■ OBJECTIVE ■
Reproduce the data exactly and drop any pictures it holds.

-- BEGIN AVAILABLE DATA --

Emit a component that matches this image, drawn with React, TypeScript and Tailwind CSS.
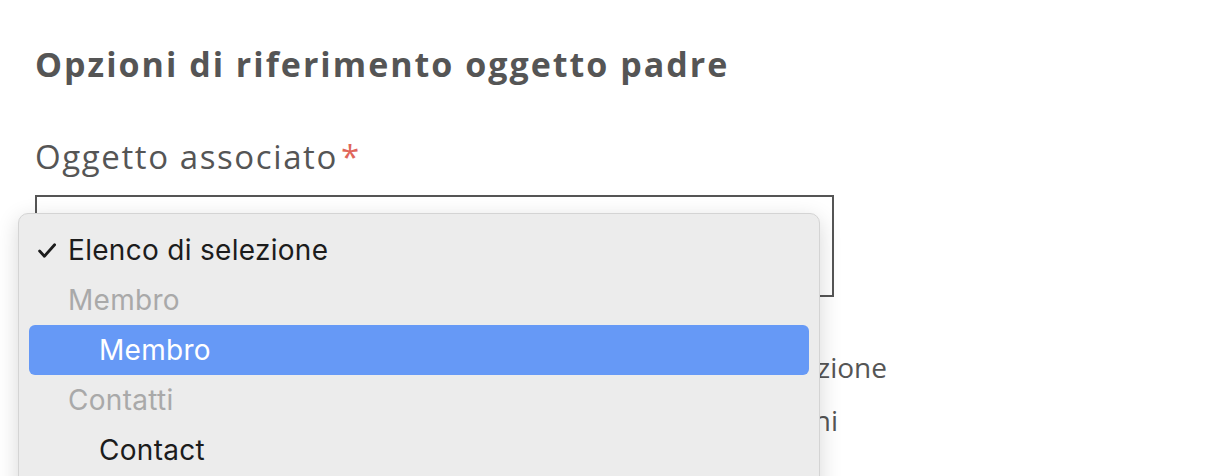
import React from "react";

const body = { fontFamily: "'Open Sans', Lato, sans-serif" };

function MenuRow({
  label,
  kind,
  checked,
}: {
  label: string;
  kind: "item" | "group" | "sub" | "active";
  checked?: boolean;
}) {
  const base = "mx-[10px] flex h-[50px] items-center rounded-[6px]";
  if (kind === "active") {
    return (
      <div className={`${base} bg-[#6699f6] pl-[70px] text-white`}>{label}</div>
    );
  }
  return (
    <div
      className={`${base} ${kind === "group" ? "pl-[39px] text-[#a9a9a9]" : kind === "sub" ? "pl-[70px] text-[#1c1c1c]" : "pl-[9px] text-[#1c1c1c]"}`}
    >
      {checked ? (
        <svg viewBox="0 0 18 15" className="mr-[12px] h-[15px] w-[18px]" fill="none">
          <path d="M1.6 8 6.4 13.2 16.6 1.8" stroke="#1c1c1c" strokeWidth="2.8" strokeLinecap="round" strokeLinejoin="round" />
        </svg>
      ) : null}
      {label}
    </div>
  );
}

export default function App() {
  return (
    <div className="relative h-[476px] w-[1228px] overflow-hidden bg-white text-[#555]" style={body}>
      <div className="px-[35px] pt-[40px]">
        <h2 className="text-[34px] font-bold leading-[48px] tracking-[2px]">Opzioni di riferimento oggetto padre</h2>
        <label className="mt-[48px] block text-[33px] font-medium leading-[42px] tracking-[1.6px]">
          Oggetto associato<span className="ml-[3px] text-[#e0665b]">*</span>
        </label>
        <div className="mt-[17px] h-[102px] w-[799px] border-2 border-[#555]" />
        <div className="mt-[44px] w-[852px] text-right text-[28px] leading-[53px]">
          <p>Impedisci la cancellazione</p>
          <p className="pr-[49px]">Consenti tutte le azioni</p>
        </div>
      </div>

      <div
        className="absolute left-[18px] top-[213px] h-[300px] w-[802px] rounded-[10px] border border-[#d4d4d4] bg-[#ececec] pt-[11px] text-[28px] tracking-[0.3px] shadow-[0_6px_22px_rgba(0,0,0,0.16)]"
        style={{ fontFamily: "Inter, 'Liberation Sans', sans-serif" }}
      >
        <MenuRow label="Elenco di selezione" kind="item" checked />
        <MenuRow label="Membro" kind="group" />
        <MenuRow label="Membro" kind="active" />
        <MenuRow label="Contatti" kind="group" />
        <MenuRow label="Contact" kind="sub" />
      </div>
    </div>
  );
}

-- END AVAILABLE DATA --

■ FINISHED ANSWER ■
Emit a component that matches this image, drawn with React, TypeScript and Tailwind CSS.
import React from "react";

const body = { fontFamily: "'Open Sans', Lato, sans-serif" };

function MenuRow({
  label,
  kind,
  checked,
}: {
  label: string;
  kind: "item" | "group" | "sub" | "active";
  checked?: boolean;
}) {
  const base = "mx-[10px] flex h-[50px] items-center rounded-[6px]";
  if (kind === "active") {
    return (
      <div className={`${base} bg-[#6699f6] pl-[70px] text-white`}>{label}</div>
    );
  }
  return (
    <div
      className={`${base} ${kind === "group" ? "pl-[39px] text-[#a9a9a9]" : kind === "sub" ? "pl-[70px] text-[#1c1c1c]" : "pl-[9px] text-[#1c1c1c]"}`}
    >
      {checked ? (
        <svg viewBox="0 0 18 15" className="mr-[12px] h-[15px] w-[18px]" fill="none">
          <path d="M1.6 8 6.4 13.2 16.6 1.8" stroke="#1c1c1c" strokeWidth="2.8" strokeLinecap="round" strokeLinejoin="round" />
        </svg>
      ) : null}
      {label}
    </div>
  );
}

export default function App() {
  return (
    <div className="relative h-[476px] w-[1228px] overflow-hidden bg-white text-[#555]" style={body}>
      <div className="px-[35px] pt-[40px]">
        <h2 className="text-[34px] font-bold leading-[48px] tracking-[2px]">Opzioni di riferimento oggetto padre</h2>
        <label className="mt-[48px] block text-[33px] font-medium leading-[42px] tracking-[1.6px]">
          Oggetto associato<span className="ml-[3px] text-[#e0665b]">*</span>
        </label>
        <div className="mt-[17px] h-[102px] w-[799px] border-2 border-[#555]" />
        <div className="mt-[44px] w-[852px] text-right text-[28px] leading-[53px]">
          <p>Impedisci la cancellazione</p>
          <p className="pr-[49px]">Consenti tutte le azioni</p>
        </div>
      </div>

      <div
        className="absolute left-[18px] top-[213px] h-[300px] w-[802px] rounded-[10px] border border-[#d4d4d4] bg-[#ececec] pt-[11px] text-[28px] tracking-[0.3px] shadow-[0_6px_22px_rgba(0,0,0,0.16)]"
        style={{ fontFamily: "Inter, 'Liberation Sans', sans-serif" }}
      >
        <MenuRow label="Elenco di selezione" kind="item" checked />
        <MenuRow label="Membro" kind="group" />
        <MenuRow label="Membro" kind="active" />
        <MenuRow label="Contatti" kind="group" />
        <MenuRow label="Contact" kind="sub" />
      </div>
    </div>
  );
}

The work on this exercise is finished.